Detention — deprivation of liberty — is punishment by definition, with a few limited exceptions the courts have been prepared to recognise, including detainment under mental health laws or for public health purposes (quarantine), denial of bail pending trial, and detention for the legitimate purposes of the Migration Act.

The courts recognise that Parliament has law-making power over aliens, under which it has validly legislated that non-citizens who don’t have a visa must be detained pending one of two outcomes: the grant of a visa, or deportation. In NZYQ, the court ruled that detention cannot go on forever, because eventually it ceases to be detention for a legitimate purpose and instead becomes punitive.

The rushed new law seeks to fix the problem this creates — “bad” people in the community — by sleight of hand. Instead of putting them back in detention, as Dutton demanded, it forces them into a new two-step process. First, they automatically get a new class of visa, which has mandatory conditions that are extremely restrictive; second, when they inevitably breach those conditions, they commit a new class of crime, for which they will get a mandatory minimum of one year in prison (up to a maximum of five).

The key to constitutional invalidity is in the visa conditions. All visas have conditions, designed to reflect the purpose for which they were granted. For example, a working holiday visa restricts working hours and durations; likewise a student visa.

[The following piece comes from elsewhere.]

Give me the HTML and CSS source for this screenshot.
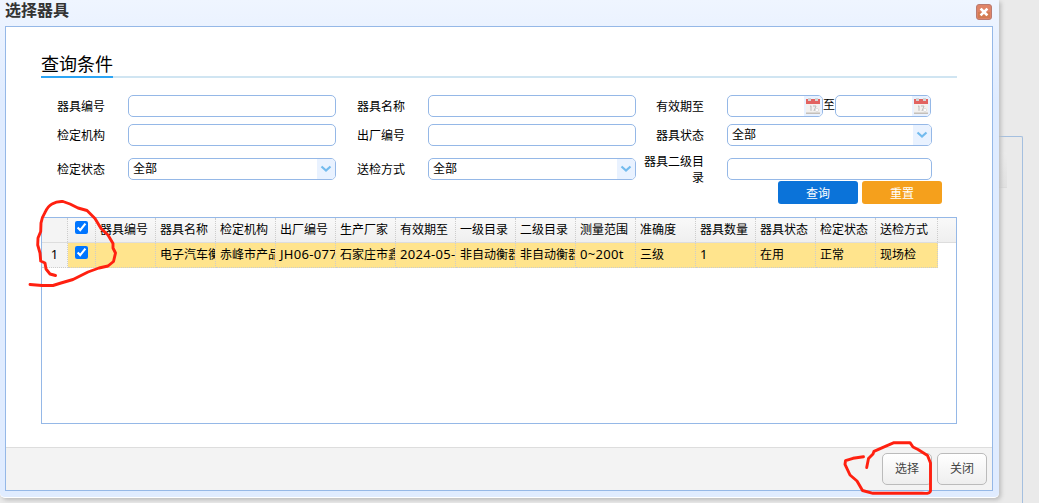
FILE: index.html
```html
<!DOCTYPE html>
<html lang="zh-CN">
<head>
  <meta charset="UTF-8" />
  <title>选择器具</title>
  <link rel="stylesheet" href="styles.css">
</head>
<body>

<div class="page-panel"><div class="page-toolbar"></div></div>

<div class="window">
  <div class="window-header">
    <span>选择器具</span>
    <svg class="close" width="16" height="16" viewBox="0 0 16 16">
      <rect x="0.5" y="0.5" width="15" height="15" rx="2.5" fill="#df8468" stroke="#b97a70"/>
      <rect x="2" y="8" width="12" height="6" fill="#d37b52"/>
      <path d="M5.500 5.500l5 5M10.500 5.500l-5 5" stroke="#fff" stroke-width="2.600" stroke-linecap="square"/>
    </svg>
  </div>

  <div class="window-body">
    <div class="content">
      <div class="section-title"><span>查询条件</span></div>

      <form class="search">
        <label>器具编号</label>
        <input type="text">
        <label>器具名称</label>
        <input type="text">
        <label>有效期至</label>
        <div class="dates">
          <div class="box date"><span class="addon"><svg width="16" height="18" viewBox="0 0 16 18"><path d="M1 2h14v14.5H1z" fill="#f3f1ef"/><path d="M1 15.500h14v1.500H1z" fill="#c4bfba"/><path d="M1 2h14v5H1z" fill="#e26360"/><path d="M3 1h3v3H3zM10 1h3v3h-3z" fill="#d5d5d5"/><path d="M5 9.500l1-.7v5M8 9h3l-2 5" fill="none" stroke="#bbb"/><circle cx="12" cy="13" r="1.600" fill="#fff" stroke="#d6d6d6" stroke-width=".7"/></svg></span></div>
          <span class="to">至</span>
          <div class="box date"><span class="addon"><svg width="16" height="18" viewBox="0 0 16 18"><path d="M1 2h14v14.5H1z" fill="#f3f1ef"/><path d="M1 15.500h14v1.500H1z" fill="#c4bfba"/><path d="M1 2h14v5H1z" fill="#e26360"/><path d="M3 1h3v3H3zM10 1h3v3h-3z" fill="#d5d5d5"/><path d="M5 9.500l1-.7v5M8 9h3l-2 5" fill="none" stroke="#bbb"/><circle cx="12" cy="13" r="1.600" fill="#fff" stroke="#d6d6d6" stroke-width=".7"/></svg></span></div>
        </div>

        <label>检定机构</label>
        <input type="text">
        <label>出厂编号</label>
        <input type="text">
        <label>器具状态</label>
        <div class="box">全部<span class="addon"><svg width="12" height="8" viewBox="0 0 12 8"><path d="M1.500 1.500L6 5.500l4.500-4" fill="none" stroke="#73bbee" stroke-width="2.200"/></svg></span></div>

        <label>检定状态</label>
        <div class="box">全部<span class="addon"><svg width="12" height="8" viewBox="0 0 12 8"><path d="M1.500 1.500L6 5.500l4.500-4" fill="none" stroke="#73bbee" stroke-width="2.200"/></svg></span></div>
        <label>送检方式</label>
        <div class="box">全部<span class="addon"><svg width="12" height="8" viewBox="0 0 12 8"><path d="M1.500 1.500L6 5.500l4.500-4" fill="none" stroke="#73bbee" stroke-width="2.200"/></svg></span></div>
        <label>器具二级目录</label>
        <input type="text">
      </form>

      <div class="actions">
        <button class="query">查询</button>
        <button class="reset">重置</button>
      </div>

      <div class="datagrid">
        <div class="row head">
          <div class="rownum"></div>
          <div class="check"><input type="checkbox" checked></div>
          <div>器具编号</div>
          <div>器具名称</div>
          <div>检定机构</div>
          <div>出厂编号</div>
          <div>生产厂家</div>
          <div>有效期至</div>
          <div>一级目录</div>
          <div>二级目录</div>
          <div>测量范围</div>
          <div>准确度</div>
          <div>器具数量</div>
          <div>器具状态</div>
          <div>检定状态</div>
          <div>送检方式</div>
        </div>
        <div class="row selected">
          <div class="rownum">1</div>
          <div class="check"><input type="checkbox" checked></div>
          <div></div>
          <div>电子汽车衡</div>
          <div>赤峰市产品</div>
          <div class="num">JH06-077</div>
          <div>石家庄市鑫</div>
          <div class="num">2024-05-</div>
          <div>非自动衡器</div>
          <div>非自动衡器</div>
          <div class="num">0~200t</div>
          <div>三级</div>
          <div class="num">1</div>
          <div>在用</div>
          <div>正常</div>
          <div>现场检</div>
        </div>
      </div>
    </div>

    <div class="footer">
      <button>选择</button>
      <button>关闭</button>
    </div>
  </div>
</div>

<svg class="marks" width="1039" height="503" viewBox="0 0 1039 503">
  <path d="M55.500 275.500L50 274L46 269L45 263L40.700 261L40 253L37.700 245L38 238L40.700 231.500L41 223Q42 217 45 212.500Q48 206 52 204Q57 201 63 201.500L70 204L78 208L87 210.500L95 218.500L101 228.500L108 235L113 243.500V248L115.500 253L113.500 261.500L108 266L99 268L88 272L73 279.500L61 283L53 285.500H42L30 284.500"/>
  <path d="M863.500 456.700L853 458.300L845.500 460.700L845 464.300L850 475L857 481L862.500 490.500L873 493.300H922Q930 494 930.500 491V463L927.500 455.500L918 449.500L913 447L910 442.700H894L883 447.300L874 451.300L873 454L868.500 458.500L866.700 467.500"/>
</svg>

</body>
</html>
```
FILE: styles.css
```css
* {
  box-sizing: border-box;
}
body {
  margin: 0;
  height: 503px;
  overflow: hidden;
  position: relative;
  background: #eaeaea;
  font-family: "Noto Sans", "Noto Sans CJK SC", sans-serif;
  font-size: 12px;
  color: #000;
}
/* page behind the dialog */
.page-panel {
  position: absolute;
  left: -2px;
  top: 136px;
  width: 1025px;
  height: 367px;
  border: 1px solid #a4bfdf;
  border-bottom: none;
  border-radius: 2px 2px 0 0;
}
.page-toolbar {
  width: 1008px;
  height: 36px;
  margin-top: 15px;
  background: linear-gradient(#ebebeb, #e2e2e2);
  border-bottom: 1px solid #dcdcdc;
}
.window {
  position: relative;
  width: 999px;
  height: 498px;
  padding: 0 6px 7px 5px;
  background: linear-gradient(#eff5ff, #e0ecff 20%);
  border-bottom: 1px solid #fff;
  border-radius: 0 0 5px 5px;
  box-shadow: 2px 2px 4px #bbb;
}
.window-header {
  display: flex;
  justify-content: space-between;
  height: 26px;
  padding: 4px 1px 0 0;
  font-size: 16px;
  font-weight: 600;
  line-height: 15px;
  color: #333;
}
.window-header span {
  margin-top: -1px;
}
.window-body {
  height: 465px;
  display: flex;
  flex-direction: column;
  border: 1px solid #95b8e7;
  background: #fff;
}
.content {
  flex: 1;
  padding: 24px 35px 0;
}
.section-title {
  height: 27px;
  border-bottom: 2px solid #d0e5f2;
  font-size: 18px;
  line-height: 26px;
}
.section-title span {
  display: inline-block;
  height: 27px;
  border-bottom: 2px solid #2ba4f4;
}
.search {
  display: grid;
  grid-template-columns: 87px 208px 92px 208px 91px 205px;
  grid-template-rows: 30px 28px 40px;
  align-items: center;
  margin-top: 13px;
}
.search label {
  padding: 2px 23px 0 0;
  text-align: right;
  line-height: 16px;
}
.search input,
.box {
  width: 100%;
  height: 22px;
  border: 1px solid #95b8e7;
  border-radius: 5px;
  background: #fff;
}
.box {
  display: flex;
  justify-content: space-between;
  align-items: center;
  padding-left: 4px;
  line-height: 20px;
  overflow: hidden;
}
.addon {
  width: 18px;
  height: 20px;
  display: flex;
  align-items: center;
  justify-content: center;
  background: #e9f2ff;
}
.dates {
  display: flex;
}
.date {
  width: 96px;
  justify-content: flex-end;
}
.to {
  width: 12px;
  line-height: 20px;
}
.actions {
  display: flex;
  justify-content: flex-end;
  gap: 4px;
  margin: -8px 15px 0 0;
}
.actions button {
  width: 80px;
  height: 23px;
  padding: 0;
  border: none;
  border-radius: 3px;
  color: #fff;
  font: inherit;
}
.query {
  background: #0b73d9;
}
.reset {
  background: #f5a01c;
}
.datagrid {
  height: 207px;
  margin-top: 13px;
  border: 1px solid #95b8e7;
}
.row {
  display: grid;
  grid-template-columns: 26px 28px repeat(13, 60px) 62px;
  height: 25px;
  line-height: 24px;
}
.row div {
  padding-left: 4px;
  border-right: 1px dotted #ccc;
  overflow: hidden;
  white-space: nowrap;
}
.head {
  background: linear-gradient(#f9f9f9, #efefef);
  border-bottom: 1px solid #ddd;
}
.selected {
  width: 896px;
  background: #ffe48d;
}
.selected div {
  border-bottom: 1px dotted #ccc;
}
.row .rownum {
  padding: 0;
  text-align: center;
  background: #f4f4f4;
}
.row .check {
  padding: 3px 0 0 7px;
}
.check input {
  display: block;
  width: 13px;
  height: 13px;
  margin: 0;
}
.row .num,
.selected .rownum {
  font-size: 13px;
  line-height: 22px;
}
.row .num {
  letter-spacing: 0.3px;
}
.footer {
  display: flex;
  justify-content: flex-end;
  gap: 5px;
  height: 43px;
  padding: 5px 5px 0 0;
  border-top: 1px solid #ddd;
  background: #f3f3f3;
}
.footer button {
  width: 50px;
  height: 32px;
  padding: 0 0 2px;
  border: 1px solid #bbb;
  border-radius: 5px;
  background: linear-gradient(#fff, #eee);
  font: inherit;
  color: #444;
}
/* hand-drawn highlights over the dialog */
.marks {
  position: absolute;
  left: 0;
  top: 0;
  pointer-events: none;
}
.marks path {
  fill: none;
  stroke: #ff2010;
  stroke-width: 2.9;
  stroke-linecap: round;
  stroke-linejoin: round;
}
```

The conditions on this new visa include a curfew, electronic monitoring devices, work restrictions including ministerial approval for any work involving contact with a minor, travel restrictions, notification of residence, notification of association or membership with “any organisation”, and financial restrictions.

If that list sounds familiar, it should, because it is closely similar to a form of criminal punishment routinely handed out by state courts — what is called a “non-custodial sentence”, or home detention. That is unquestionably punitive.

If you add up all the new visa conditions, what you see objectively is a form of house arrest. It constitutes obvious deprivation of liberty, and comfortably meets the definition of detention. It involves the denial or restriction of most of the basic freedoms we naturally expect.

As it is detention, but is not for a legitimate Migration Act purpose (these people already have a visa, and they can’t be deported), it is necessarily punitive. As explained, the executive government has no power to punish people for being unwelcome here.

The consequence is that the law which created this new shadow punishment regime is unconstitutional. I hope it’s challenged soon.

Turning to the pragmatic question for some of the relevant cohort, for example, the Malaysian man convicted in absentia of murder but who can’t be extradited because he would be executed, or the several child rapists, there are excellent reasons for the desire to restrict and monitor their movements closely.

This can be done, and the laws and powers to do it already exist. The High Court has repeatedly upheld as valid the raft of state laws that allow for continuing the imprisonment of criminal offenders after they’ve completed their sentences and even the pre-emptive detention of people on the basis of a perceived risk that they will commit certain crimes otherwise.

That is the appropriate mechanism for ensuring public safety in these very limited contexts. The Department of Home Affairs is not.

It should be obvious: would you want to be subject to punishment other than at the hands of a court, or without your criminal guilt having been determined beyond reasonable doubt? That is the rule of law.